Published on July 25, 2015        Author: 

1.  Call for papers, 2015 Legal Theory and Legal Philosophy Conference (20 and 21 November 2015, Ljubljana): In Search of Basic European Values.” The Graduate School of Government and European Studies and the European Faculty of Law, both Slovenia, invite researchers undertaking research on public law, human rights , legal theory and legal philosophy to submit abstracts for participation at the 2015 Legal Theory and Legal Philosophy Conference (20 and 21 November 2015, Ljubljana) under the title “In Search of Basic European Values”. Interested applicants should send a 250-word abstract and a CV in narrative form by 1 September 2015 to jernej.letnar {at} fds(.)si. Authors will be notified of acceptance by 15 September 2015. If you have any questions, please write to dignitas {at} fds(.)si. More information is available here.
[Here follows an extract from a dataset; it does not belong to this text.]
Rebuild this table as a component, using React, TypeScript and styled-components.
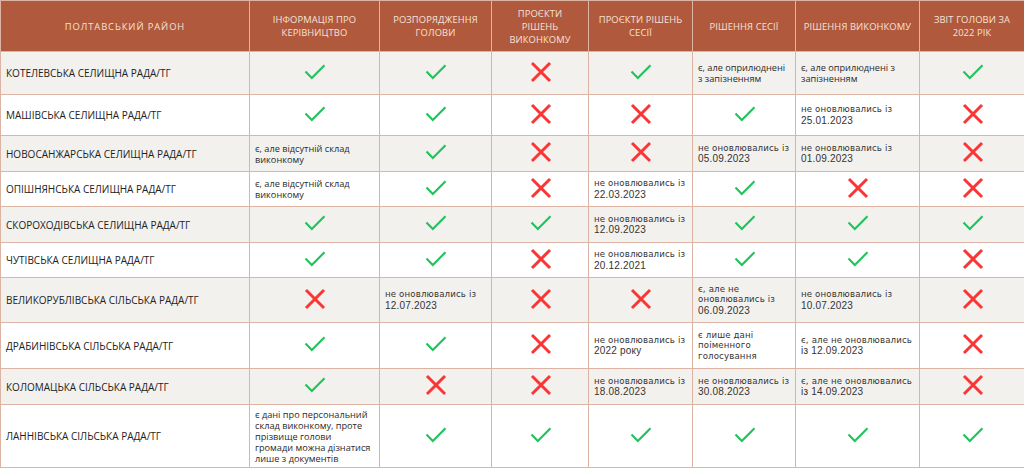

2.  New additions to the UN Audiovisual Library of International Law.  The Codification Division of the UN Office of Legal Affairs recently added new lectures to the UN Audiovisual Library of International Law  website, which provides high quality international law training and research materials to an unlimited number of recipients around the world free of charge. Two complete courses were given by Professor Laurence Boisson de Chazournes on “Droit international de l’environnement”; Professor Makane Mbengue on “Introduction au droit de l’OMC”; The latest lectures were given by Professor André Nollkaemper on “Shared Responsibility in International Law”; Judge Bennouna of the ICJ on “La Cour internationale de Justice et les droits de l’homme”; Judge Tomka of the ICJ on “The Special Agreement as a Way of Submitting Disputes to the International Court of Justice” and several lectures by Judge Cançado Trindade of the ICJ: “The Human Person and International Justice”; “L’humanisation du droit international”; “The Founding Fathers of International Law” and “Le système interaméricain de protection des droits de l’homme”.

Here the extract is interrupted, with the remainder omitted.